Hawaii’s Governor Abercrombie signs civil unions bill

Timothy Kincaid

February 23rd, 2011

While our quest for marriage equality has a great many contributing historical events, the current nationwide battle can be traced to 1991, when three same-sex couples sued the Hawaii Director of Health for marriage licenses. Supportive court decisions spooked the public and anti-gay activists whipped up hysteria to raise funds, rally the voters, and slap down the “militant homosexual activists.”

And, to be honest, prior to that time a great many of us never considered that our relationships could be equal in the sight of the law. We were conditioned to our own inferiority and few questioned the heterosexist presumption that marriage, by definition, was “one man, one woman.” Hawaii’s legal wranglings first led our community to collectively question just why we should not be allowed to fully join society as spouses on an equal basis with our brothers and sisters.

It did not go well in Hawaii. A Catholic/Mormon coalition ran a campaign of bigotry and deception and the Hawaiian people voted to change their constitution to allow the legislature to define marriage (this was their first effort and they did not yet go for defining marriage itself in a constitutional amendment). The end result was that for the past few decades, Hawaii has had a useless and pointless “reciprocal benefits” scheme by which you and your life partner (or your bowling partner) could assign each other a few limited benefits.

But for a while, the myth prevailed. More than a few times in the 90’s I would hear someone say, “but can’t we get married in Hawaii?” And the dream prevailed to the point where we currently have five legal marriage states (and DC) with three more expected to join this year.
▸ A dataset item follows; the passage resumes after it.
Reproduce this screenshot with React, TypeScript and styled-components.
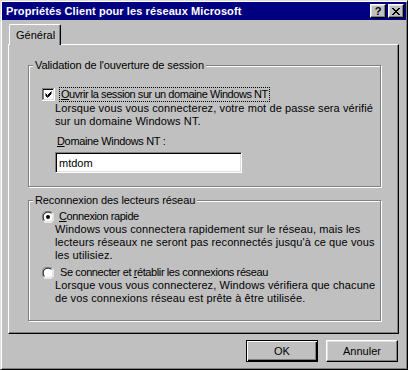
import styled, { createGlobalStyle } from 'styled-components';

const GlobalStyle = createGlobalStyle`
  html, body {
    margin: 0;
    padding: 0;
    background: #c0c0c0;
  }
  body {
    font-family: "Liberation Sans", Arial, sans-serif;
    font-size: 11px;
    color: #000;
  }
`;

const Window = styled.div`
  box-sizing: border-box;
  width: 408px;
  height: 370px;
  padding: 1px;
  background: #c0c0c0;
  border: 1px solid;
  border-color: #dfdfdf #000 #000 #dfdfdf;
  box-shadow: inset 1px 1px #fff, inset -1px -1px #808080;
  display: flex;
  flex-direction: column;
`;

const TitleBar = styled.div`
  height: 18px;
  background: #000080;
  display: flex;
  align-items: center;
  justify-content: space-between;
  padding: 0 2px 0 4px;
`;

const TitleText = styled.span`
  color: #fff;
  font-weight: bold;
  font-size: 11px;
  letter-spacing: 0.1px;
  white-space: nowrap;
`;

const CaptionButtons = styled.div`
  display: flex;
  gap: 2px;
`;

const CaptionButton = styled.div`
  box-sizing: border-box;
  width: 16px;
  height: 14px;
  background: #c0c0c0;
  border: 1px solid;
  border-color: #fff #000 #000 #fff;
  box-shadow: inset -1px -1px #808080, inset 1px 1px #dfdfdf;
  display: flex;
  align-items: center;
  justify-content: center;
  font-weight: bold;
  font-size: 11px;
  line-height: 1;
`;

const Body = styled.div`
  display: flex;
  flex-direction: column;
  padding: 4px 7px 0 6px;
`;

const TabStrip = styled.div`
  display: flex;
  padding-left: 1px;
  position: relative;
  z-index: 1;
  margin-bottom: -1px;
`;

const Tab = styled.div`
  box-sizing: border-box;
  height: 21px;
  padding: 0 5px 0 6px;
  background: #c0c0c0;
  border-top: 1px solid #fff;
  border-left: 1px solid #fff;
  border-right: 1px solid #000;
  box-shadow: inset -1px 0 #808080;
  border-top-left-radius: 2px;
  border-top-right-radius: 2px;
  display: flex;
  align-items: center;
`;

const Panel = styled.div`
  border: 1px solid;
  border-color: #fff #000 #000 #fff;
  box-shadow: inset -1px -1px #808080;
  padding: 14px 17px 12px 19px;
  display: flex;
  flex-direction: column;
  gap: 7px;
`;

const Group = styled.fieldset<{ $top: number; $bottom: number }>`
  margin: 0;
  min-width: 0;
  border: 1px solid #808080;
  box-shadow: 1px 1px 0 #fff, inset 1px 1px 0 #fff;
  padding: ${p => p.$top}px 0 ${p => p.$bottom}px 0;
  display: flex;
  flex-direction: column;
`;

const Legend = styled.legend`
  margin-left: 4px;
  padding: 0 2px;
  line-height: 13px;
  letter-spacing: -0.1px;
  background: #c0c0c0;
`;

const OptionRow = styled.div`
  display: flex;
  align-items: center;
  padding-left: 13px;
  gap: 4px;
`;

const FocusLabel = styled.span`
  border: 1px dotted #000;
  padding: 0 1px;
  line-height: 13px;
  letter-spacing: -0.45px;
`;

const Label = styled.span<{ $shift?: number }>`
  line-height: 13px;
  letter-spacing: -0.4px;
  padding-left: ${p => p.$shift ?? 1}px;
`;

const Description = styled.div`
  padding-left: 26px;
  line-height: 13px;
  letter-spacing: 0.1px;
  white-space: nowrap;
`;

const FieldLabel = styled.div`
  padding-left: 28px;
  margin-top: 7px;
  line-height: 13px;
  letter-spacing: -0.35px;
`;

const TextInput = styled.div`
  box-sizing: border-box;
  margin: 4px 0 0 26px;
  width: 187px;
  height: 21px;
  background: #fff;
  border: 1px solid;
  border-color: #808080 #fff #fff #808080;
  box-shadow: inset 1px 1px #000, inset -1px -1px #dfdfdf;
  padding: 0 3px;
  display: flex;
  align-items: center;
`;

const Spacer = styled.div<{ $h: number }>`
  height: ${p => p.$h}px;
`;

const Footer = styled.div`
  display: flex;
  justify-content: flex-end;
  gap: 8px;
  margin-top: 6px;
  padding-right: 1px;
`;

const Button = styled.div<{ $default?: boolean }>`
  box-sizing: border-box;
  width: 72px;
  height: 22px;
  display: flex;
  align-items: center;
  justify-content: center;
  background: #c0c0c0;
  border: 1px solid;
  border-color: ${p => (p.$default ? '#000' : '#fff #000 #000 #fff')};
  box-shadow: ${p =>
    p.$default
      ? 'inset 1px 1px #fff, inset -1px -1px #000, inset -2px -2px #808080'
      : 'inset -1px -1px #808080, inset 1px 1px #dfdfdf'};
`;

const Checkbox = () => (
  <svg width="13" height="13" viewBox="0 0 13 13">
    <rect x="0" y="0" width="13" height="13" fill="#fff" />
    <path d="M0 12.5V0.5H12.5" stroke="#808080" fill="none" />
    <path d="M1 11.5V1.5H11.5" stroke="#000" fill="none" />
    <path d="M0.5 13V12.5H12.5V0" stroke="#fff" fill="none" />
    <path d="M1.5 11.5H11.5V1" stroke="#dfdfdf" fill="none" />
    <path d="M3.5 5.5L5.5 7.5L9.5 3.5M3.5 6.5L5.5 8.5L9.5 4.5M3.5 7.5L5.5 9.5L9.5 5.5" stroke="#000" fill="none" />
  </svg>
);

const Radio = ({ checked }: { checked?: boolean }) => (
  <svg width="12" height="12" viewBox="0 0 12 12">
    <circle cx="6" cy="6" r="5.5" fill="#fff" />
    <path d="M1.6 10.4A5.5 5.5 0 0 1 10.4 1.6" stroke="#808080" fill="none" />
    <path d="M2.5 9.5A4.5 4.5 0 0 1 9.5 2.5" stroke="#000" fill="none" />
    <path d="M10.4 1.6A5.5 5.5 0 0 1 1.6 10.4" stroke="#fff" fill="none" />
    <path d="M9.5 2.5A4.5 4.5 0 0 1 2.5 9.5" stroke="#dfdfdf" fill="none" />
    {checked && <circle cx="6" cy="6" r="2" fill="#000" />}
  </svg>
);

const CloseIcon = () => (
  <svg width="8" height="7" viewBox="0 0 8 7">
    <path d="M0 0h2v1h1v1h2v-1h1v-1h2v1h-1v1h-1v1h-1v1h1v1h1v1h1v1h-2v-1h-1v-1h-2v1h-1v1h-2v-1h1v-1h1v-1h1v-1h-1v-1h-1v-1h-1z" fill="#000" />
  </svg>
);

export default function App() {
  return (
    <>
      <GlobalStyle />
      <Window>
        <TitleBar>
          <TitleText>Propriétés Client pour les réseaux Microsoft</TitleText>
          <CaptionButtons>
            <CaptionButton>?</CaptionButton>
            <CaptionButton>
              <CloseIcon />
            </CaptionButton>
          </CaptionButtons>
        </TitleBar>
        <Body>
          <TabStrip>
            <Tab>Général</Tab>
          </TabStrip>
          <Panel>
            <Group $top={15} $bottom={13}>
              <Legend>Validation de l'ouverture de session</Legend>
              <OptionRow>
                <Checkbox />
                <FocusLabel>
                  <u>O</u>uvrir la session sur un domaine Windows NT
                </FocusLabel>
              </OptionRow>
              <Description>
                Lorsque vous vous connecterez, votre mot de passe sera vérifié
                <br />
                sur un domaine Windows NT.
              </Description>
              <FieldLabel>
                <u>D</u>omaine Windows NT :
              </FieldLabel>
              <TextInput>mtdom</TextInput>
            </Group>
            <Group $top={3} $bottom={15}>
              <Legend>Reconnexion des lecteurs réseau</Legend>
              <OptionRow>
                <Radio checked />
                <Label>
                  <u>C</u>onnexion rapide
                </Label>
              </OptionRow>
              <Description>
                Windows vous connectera rapidement sur le réseau, mais les
                <br />
                lecteurs réseaux ne seront pas reconnectés jusqu'à ce que vous
                <br />
                les utilisiez.
              </Description>
              <Spacer $h={4} />
              <OptionRow>
                <Radio />
                <Label $shift={2}>
                  Se connecter et <u>r</u>établir les connexions réseau
                </Label>
              </OptionRow>
              <Description>
                Lorsque vous vous connecterez, Windows vérifiera que chacune
                <br />
                de vos connexions réseau est prête à être utilisée.
              </Description>
            </Group>
          </Panel>
          <Footer>
            <Button $default>OK</Button>
            <Button>Annuler</Button>
          </Footer>
        </Body>
      </Window>
    </>
  );
}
Which makes today a special day. Today Hawaii joins six states which provide the full benefits of marriage under another process (and five states and DC which offer full marriage recognition). (Star Adviser)

Less than a year after seeing the push for civil unions vetoed, gay rights advocates cheered as Gov. Neil Abercrombie signed into law a bill legalizing civil unions and making Hawaii the seventh state to grant such privileges to same-sex couples.

Abercrombie signed the legislation at a ceremony today at historic Washington Place.

“E Komo Mai: It means all are welcome,” Abercrombie said in remarks before signing the bill into law. “This signing today of this measure says to all of the world that they are welcome. That everyone is a brother or sister here in paradise.”

“The legialization of civil unions in Hawaii represents in my mind equal rights for all people,” he said.

It is indeed a jubilant day.

But it’s a little ironic – and oddly appropriate – that Hawaii’s truly joyous occasion was outshown by the actions on the national front. And just a bit sad that on the day they wished to proclaim equal rights and benefits, it seems that they just aren’t as equal as they were yesterday.

Nevertheless, congratulations to Hawaii’s same-sex couples. Together we will move towards full inclusion.


February 24th, 2011

re “three more expected to join this year”

Rhode Island and Maryland are obvious, but what is the third? New York? I wouldn’t exactly call New York a done deal.